Seeing ourselves and Roman Catholics as fellow Christians, we repent of attitudes that have seemed to deny it… (emphasis ours, kk). We shall all work towards full communion between our two churches. We believe that the visible unity of all professing Christians should be our goal (Ibid., p. 216).

Note who is doing the repenting. Not Rome! It is significant that the highlighted phrase was inserted following a complaint by a Roman Catholic observer who pointed out that the original statement contained “no mention of repentance by Anglicans for past misunderstanding of Roman Catholicism” (J. Capon, Evangelicals Tomorrow, p. 91).

And so the words were inserted. This, mind you, by the ecclesiastical descendants of men and women who were dismembered by Rome for their biblical and Calvinistic faith. The extent to which the ecumenically-minded evangelicals of the Anglican Church were willing to go to placate Rome simply astounds.

This willingness to capitulate to Rome was underscored at the time of the appointment of a new Archbishop of Canterbury in 1980, Bishop Robert Runcie, who replaced one Donald Coggan. Murray writes:

It is remarkable that before Robert Runcie was appointed to follow Coggan [as Archbishop] in 1980 the appointment was discussed with Cardinal Basil Hume (the Roman Catholic leader in Britain). Hume assured Donald Wright, the Archbishop’s Patronage Secretary who visited him, that the Pope (John Paul II since 1978) “was particularly interested in the Church of England and the Anglican Communion”. Wright noted that the Cardinal believed that he would “want to give reunion a big shove…. so what [Hume] is hoping for in the new Archbishop of Canterbury is a man who will give reunion an equally large shove”. Runcie, as a liberal Anglo-Catholic, was well able to do that. “Of course I wouldn’t have any difficulty in being a Roman Catholic,” he told a friend. His enthronement in Canterbury Cathedral was marked by the presence of several Cardinals in the choir near him, the full use of Catholic vestments, a hymn in praise of Mary and Cardinal Hume reading a lesson. Billy Graham was among “specially invited” guests and gave a “warm greeting” to the new archbishop.

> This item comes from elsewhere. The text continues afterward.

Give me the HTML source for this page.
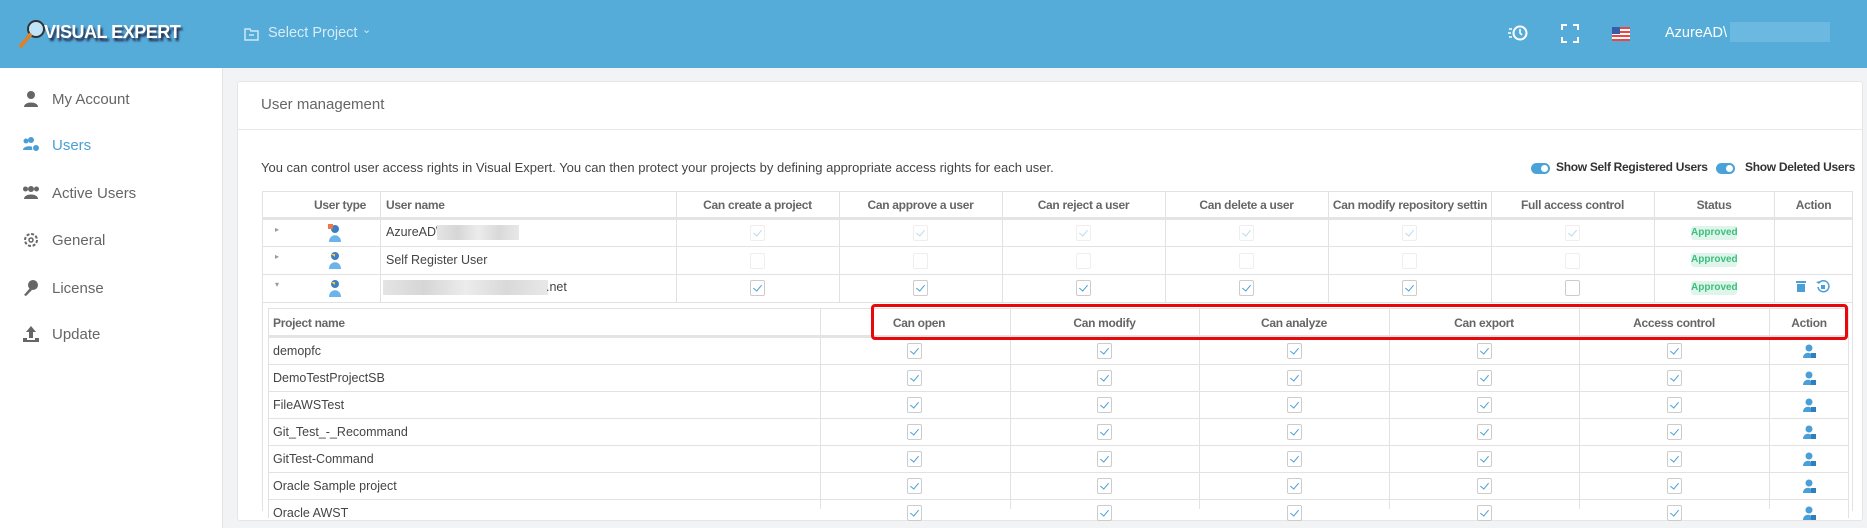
<!DOCTYPE html>
<html><head><meta charset="utf-8"><style>
*{box-sizing:border-box;margin:0;padding:0}
body{width:1867px;height:509px;overflow:hidden;background:#f2f3f5;font-family:"Liberation Sans",sans-serif;color:#555;position:relative}
.hdr{position:absolute;left:0;top:0;width:1867px;height:68px;background:#55acd9}
.abs{position:absolute}
.side{position:absolute;left:0;top:68px;width:223px;height:460px;background:#fff;border-right:1px solid #e3e3e3}
.si{position:absolute;left:52px;font-size:15px;color:#666}
.ic{position:absolute;left:22px;width:18px;height:18px}
.card{position:absolute;left:237px;top:81px;width:1626px;height:440px;background:#fff;border:1px solid #e6e6e6;border-radius:3px}
.cb{position:absolute;width:15px;height:16px;border:1px solid #ccc;border-radius:2px;background:#fff}
.cb.c::after{content:"";position:absolute;left:4px;top:2px;width:4px;height:7px;border-right:1.5px solid #4a9fd6;border-bottom:1.5px solid #4a9fd6;transform:rotate(40deg)}
.cb.l{border-color:#eee}.cb.l::after{border-color:#b9daf0}
.t{position:absolute;font-size:12.5px;color:#444;white-space:nowrap}
.th{position:absolute;font-size:12px;letter-spacing:-0.3px;font-weight:bold;color:#666;white-space:nowrap;text-align:center}
.hl{position:absolute;height:1px;background:#e2e2e2}
.vl{position:absolute;width:1px;background:#e2e2e2}
.ap{position:absolute;left:1691px;width:46px;height:14px;background:#dff4ea;color:#3cbf7c;font-size:10px;font-weight:bold;text-align:center;line-height:14px;border-radius:3px}
.tg{position:absolute;width:19px;height:11px;border-radius:6px;background:#4aa3d8}
.tg::after{content:"";position:absolute;right:2px;top:2px;width:7px;height:7px;border-radius:50%;background:#fff}
.blur{position:absolute;height:15px;background:linear-gradient(90deg,#e4e4e4,#d6d6d6,#ececec,#d9d9d9,#e8e8e8)}
.tb{position:absolute;font-size:12px;letter-spacing:-0.3px;font-weight:bold;color:#333;white-space:nowrap}
</style></head><body>
<div class="hdr">
 <svg class="abs" style="left:18px;top:18px" width="30" height="32"><circle cx="18" cy="11" r="8" fill="#bfe3f7" stroke="#333" stroke-width="2"/><line x1="12" y1="17" x2="3" y2="28" stroke="#d9822b" stroke-width="4" stroke-linecap="round"/></svg>
 <div class="abs" style="left:44px;top:22px;font-size:18px;font-weight:bold;color:#fff;text-shadow:2px 3px 2px #224;letter-spacing:-0.5px">VISUAL EXPERT</div>
 <svg class="abs" style="left:244px;top:27px" width="15" height="14"><path d="M1 2h5l1 2h7v9H1z" fill="none" stroke="#cfe7f5" stroke-width="1.5"/><line x1="5" y1="8" x2="10" y2="8" stroke="#cfe7f5" stroke-width="1.5"/></svg>
 <div class="abs" style="left:268px;top:25px;font-size:14.5px;color:#d8ecf7">Select Project</div>
 <div class="abs" style="left:362px;top:23px;font-size:11px;color:#d8ecf7">&#8964;</div>
 <svg class="abs" style="left:1508px;top:23px" width="20" height="20"><circle cx="12" cy="10" r="6.5" fill="none" stroke="#fff" stroke-width="2"/><path d="M12 6v4l2 2" stroke="#fff" stroke-width="1.6" fill="none"/><path d="M1 6h3M0 10h3M1 14h3" stroke="#fff" stroke-width="1.6"/></svg>
 <svg class="abs" style="left:1561px;top:24px" width="18" height="19"><path d="M1 6V1h5M12 1h5v5M17 13v5h-5M6 18H1v-5" stroke="#fff" stroke-width="2" fill="none"/></svg>
 <div class="abs" style="left:1612px;top:27px;width:18px;height:14px;background:repeating-linear-gradient(#e44 0 2px,#fff 2px 4px)"><div style="width:8px;height:7px;background:#3b5aa8"></div></div>
 <div class="abs" style="left:1665px;top:25px;font-size:14.5px;color:#fff">AzureAD\</div>
 <div class="abs" style="left:1730px;top:22px;width:100px;height:20px;background:#6bb8e0"></div>
</div>
<div class="side">
 <svg class="ic" style="top:22px" viewBox="0 0 18 18"><circle cx="9" cy="5" r="4" fill="#666"/><path d="M2 17c0-6 14-6 14 0z" fill="#666"/></svg><div class="si" style="top:23px">My Account</div>
 <svg class="ic" style="top:68px" viewBox="0 0 18 18"><circle cx="4" cy="5" r="2.5" fill="#4a9fd6"/><circle cx="9" cy="4" r="3" fill="#4a9fd6"/><path d="M1 14c0-5 12-5 12 0z" fill="#4a9fd6"/><circle cx="14" cy="12" r="3.5" fill="#4a9fd6" stroke="#fff"/></svg><div class="si" style="top:69px;color:#4a9fd6">Users</div>
 <svg class="ic" style="top:116px" viewBox="0 0 18 18"><circle cx="3.5" cy="5" r="2.5" fill="#666"/><circle cx="14.5" cy="5" r="2.5" fill="#666"/><circle cx="9" cy="5" r="3" fill="#666"/><path d="M2 15c0-6 14-6 14 0z" fill="#666"/></svg><div class="si" style="top:117px">Active Users</div>
 <svg class="ic" style="top:163px" viewBox="0 0 18 18"><circle cx="9" cy="9" r="6" fill="none" stroke="#666" stroke-width="2" stroke-dasharray="3 1.7"/><circle cx="9" cy="9" r="2" fill="none" stroke="#666" stroke-width="1.5"/></svg><div class="si" style="top:164px">General</div>
 <svg class="ic" style="top:211px" viewBox="0 0 18 18"><circle cx="11" cy="6" r="5" fill="#666"/><path d="M8 9L2 16l2 1 6-6z" fill="#666"/></svg><div class="si" style="top:212px">License</div>
 <svg class="ic" style="top:257px" viewBox="0 0 18 18"><path d="M9 1l5 6h-3v6H7V7H4z" fill="#666"/><path d="M1 13h4v2h8v-2h4v4H1z" fill="#666"/></svg><div class="si" style="top:258px">Update</div>
</div>
<div class="card"></div>
<div class="abs" style="left:261px;top:96px;font-size:15px;color:#666">User management</div>
<div class="hl" style="left:238px;top:129px;width:1624px;background:#e8e8e8"></div>
<div class="t" style="left:261px;top:160px;font-size:13px">You can control user access rights in Visual Expert. You can then protect your projects by defining appropriate access rights for each user.</div>
<div class="tg" style="left:1531px;top:163px"></div><div class="tb" style="left:1556px;top:160px">Show Self Registered Users</div>
<div class="tg" style="left:1716px;top:163px"></div><div class="tb" style="left:1745px;top:160px">Show Deleted Users</div>

<div class="abs" style="left:262px;top:191px;width:1591px;height:320px;border:1px solid #e2e2e2;border-bottom:none"></div>
<div class="hl" style="left:262px;top:217px;width:1591px;height:3px;background:#e4e4e4"></div>
<div class="hl" style="left:262px;top:246px;width:1591px"></div>
<div class="hl" style="left:262px;top:274px;width:1591px"></div>
<div class="hl" style="left:262px;top:302px;width:1591px"></div>
<div class="vl" style="left:380px;top:191px;height:111px"></div>
<div class="vl" style="left:676px;top:191px;height:111px"></div>
<div class="vl" style="left:839px;top:191px;height:111px"></div>
<div class="vl" style="left:1002px;top:191px;height:111px"></div>
<div class="vl" style="left:1165px;top:191px;height:111px"></div>
<div class="vl" style="left:1328px;top:191px;height:111px"></div>
<div class="vl" style="left:1491px;top:191px;height:111px"></div>
<div class="vl" style="left:1654px;top:191px;height:111px"></div>
<div class="vl" style="left:1774px;top:191px;height:111px"></div>
<div class="th" style="left:300px;top:198px;width:80px">User type</div>
<div class="th" style="left:386px;top:198px;text-align:left">User name</div>
<div class="th" style="left:676px;top:198px;width:163px">Can create a project</div>
<div class="th" style="left:839px;top:198px;width:163px">Can approve a user</div>
<div class="th" style="left:1002px;top:198px;width:163px">Can reject a user</div>
<div class="th" style="left:1165px;top:198px;width:163px">Can delete a user</div>
<div class="th" style="left:1330px;top:198px;width:160px;overflow:hidden">Can modify repository settin</div>
<div class="th" style="left:1491px;top:198px;width:163px">Full access control</div>
<div class="th" style="left:1654px;top:198px;width:120px">Status</div>
<div class="th" style="left:1774px;top:198px;width:79px">Action</div>

<div class="t" style="left:275px;top:225px;font-size:8px;color:#999">&#9656;</div>
<div class="t" style="left:275px;top:252px;font-size:8px;color:#999">&#9656;</div>
<div class="t" style="left:275px;top:280px;font-size:8px;color:#999">&#9662;</div>
<svg class="abs" style="left:328px;top:224px" width="14" height="18"><circle cx="7" cy="5" r="4" fill="#3d7fc4"/><path d="M1 18c0-9 12-9 12 0z" fill="#6bb3ea"/><rect x="0" y="0" width="5" height="5" fill="#e74"/></svg>
<svg class="abs" style="left:328px;top:251px" width="14" height="18"><circle cx="7" cy="5" r="4" fill="#3d7fc4"/><path d="M1 18c0-9 12-9 12 0z" fill="#6bb3ea"/><path d="M3 3h4v3z" fill="#fc3"/></svg>
<svg class="abs" style="left:328px;top:279px" width="14" height="18"><circle cx="7" cy="5" r="4" fill="#3d7fc4"/><path d="M1 18c0-9 12-9 12 0z" fill="#6bb3ea"/><path d="M3 3h4v3z" fill="#fc3"/></svg>
<div class="t" style="left:386px;top:225px">AzureAD\</div><div class="blur" style="left:437px;top:225px;width:82px"></div>
<div class="t" style="left:386px;top:253px">Self Register User</div>
<div class="blur" style="left:383px;top:280px;width:165px"></div><div class="t" style="left:546px;top:280px">.net</div>

<div class="cb l c" style="left:750px;top:225px"></div><div class="cb l c" style="left:913px;top:225px"></div><div class="cb l c" style="left:1076px;top:225px"></div><div class="cb l c" style="left:1239px;top:225px"></div><div class="cb l c" style="left:1402px;top:225px"></div><div class="cb l c" style="left:1565px;top:225px"></div>
<div class="cb l" style="left:750px;top:253px"></div><div class="cb l" style="left:913px;top:253px"></div><div class="cb l" style="left:1076px;top:253px"></div><div class="cb l" style="left:1239px;top:253px"></div><div class="cb l" style="left:1402px;top:253px"></div><div class="cb l" style="left:1565px;top:253px"></div>
<div class="cb c" style="left:750px;top:280px"></div><div class="cb c" style="left:913px;top:280px"></div><div class="cb c" style="left:1076px;top:280px"></div><div class="cb c" style="left:1239px;top:280px"></div><div class="cb c" style="left:1402px;top:280px"></div><div class="cb" style="left:1565px;top:280px"></div>
<div class="ap" style="top:226px">Approved</div><div class="ap" style="top:253px">Approved</div><div class="ap" style="top:281px">Approved</div>
<svg class="abs" style="left:1796px;top:280px" width="10" height="12"><rect x="0" y="1" width="10" height="2" fill="#4a9fd6"/><rect x="1" y="4" width="8" height="8" fill="#4a9fd6"/></svg>
<svg class="abs" style="left:1816px;top:279px" width="14" height="14"><path d="M3 4A5.5 5.5 0 1 1 2 8" fill="none" stroke="#4a9fd6" stroke-width="1.5"/><path d="M0 3l3 2 1-3" fill="#4a9fd6"/><rect x="5" y="6" width="4" height="4" fill="#4a9fd6"/></svg>

<div class="abs" style="left:268px;top:308px;width:1581px;height:210px;border:1px solid #e2e2e2;border-bottom:none"></div>
<div class="hl" style="left:268px;top:335px;width:1581px;height:3px;background:#e4e4e4"></div>
<div class="hl" style="left:268px;top:364px;width:1581px"></div>
<div class="hl" style="left:268px;top:391px;width:1581px"></div>
<div class="hl" style="left:268px;top:418px;width:1581px"></div>
<div class="hl" style="left:268px;top:445px;width:1581px"></div>
<div class="hl" style="left:268px;top:472px;width:1581px"></div>
<div class="hl" style="left:268px;top:499px;width:1581px"></div>
<div class="vl" style="left:820px;top:308px;height:201px"></div>
<div class="vl" style="left:1010px;top:308px;height:201px"></div>
<div class="vl" style="left:1199px;top:308px;height:201px"></div>
<div class="vl" style="left:1389px;top:308px;height:201px"></div>
<div class="vl" style="left:1579px;top:308px;height:201px"></div>
<div class="vl" style="left:1769px;top:308px;height:201px"></div>
<div class="th" style="left:273px;top:316px;text-align:left">Project name</div>
<div class="th" style="left:820px;top:316px;width:190px;padding-left:8px">Can open</div>
<div class="th" style="left:1010px;top:316px;width:189px">Can modify</div>
<div class="th" style="left:1199px;top:316px;width:190px">Can analyze</div>
<div class="th" style="left:1389px;top:316px;width:190px">Can export</div>
<div class="th" style="left:1579px;top:316px;width:190px">Access control</div>
<div class="th" style="left:1769px;top:316px;width:80px">Action</div>
<div class="abs" style="left:871px;top:304px;width:977px;height:36px;border:3px solid #e8080c;border-radius:4px"></div>

<div class="t" style="left:273px;top:344px">demopfc</div>
<div class="t" style="left:273px;top:371px">DemoTestProjectSB</div>
<div class="t" style="left:273px;top:398px">FileAWSTest</div>
<div class="t" style="left:273px;top:425px">Git_Test_-_Recommand</div>
<div class="t" style="left:273px;top:452px">GitTest-Command</div>
<div class="t" style="left:273px;top:479px">Oracle Sample project</div>
<div class="t" style="left:273px;top:506px">Oracle AWST</div>

<div id="rows"></div>
<script>
var ys=[343,370,397,424,451,478,505],xs=[907,1097,1287,1477,1667],h="";
ys.forEach(function(y){xs.forEach(function(x){h+='<div class="cb c" style="left:'+x+'px;top:'+y+'px"></div>'});
h+='<svg class="abs" style="left:1803px;top:'+(y+1)+'px" width="13" height="14"><circle cx="6" cy="4" r="3.5" fill="#4a9fd6"/><path d="M0 14c0-7 10-7 10 0z" fill="#4a9fd6"/><rect x="8" y="9" width="5" height="5" fill="#2f7fbf"/></svg>';});
document.getElementById('rows').innerHTML=h;
</script>
</body></html>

Two years later Runcie welcomed the Pope himself to Canterbury Cathedral (Ibid., p. 218—Murray’s quotes are from the book Robert Runcie: Reluctant Archbishop, by H. Carpenter).

To all of these very telling shenanigans, as well as profanity of worship, the evangelical leaders raised no voice of criticism. Their silence was deafening. In the name of ecumenical progress, nothing was said to rebuke the Anglican hierarchy for its presumptuous behavior, lest it adversely affect the developing relations with Rome.

How does one explain this willingness by knowledgeable men (such as Stott and Packer) not only to suffer such things but also to justify such doings and then add their considerable weight to seeking closer ecumenical relations with Rome?

In large measure it is due to these men being under a grand delusion. Early on, these intelligent men convinced themselves that if only Protestants, in a show of goodwill, would make certain concessions to Rome, the ‘new Rome’ would reciprocate and make certain concessions to Protestantism and its historic distinctives in return.

To say that this has not materialized could well be the ecclesiastical understatement of the century.

One is reminded, for all the world, of the naïveté of Neville Chamberlain and his proposed policy of appeasement to Hitler in the late 1930s. With such a one you can broker a peace alright—as long as you make all the concessions.

Rome, for all her willingness to receive, make public appearances with, and even to produce jointly-worded documents with her “estranged brethren,” has made it clear she has no intention of ever conceding one Roman position.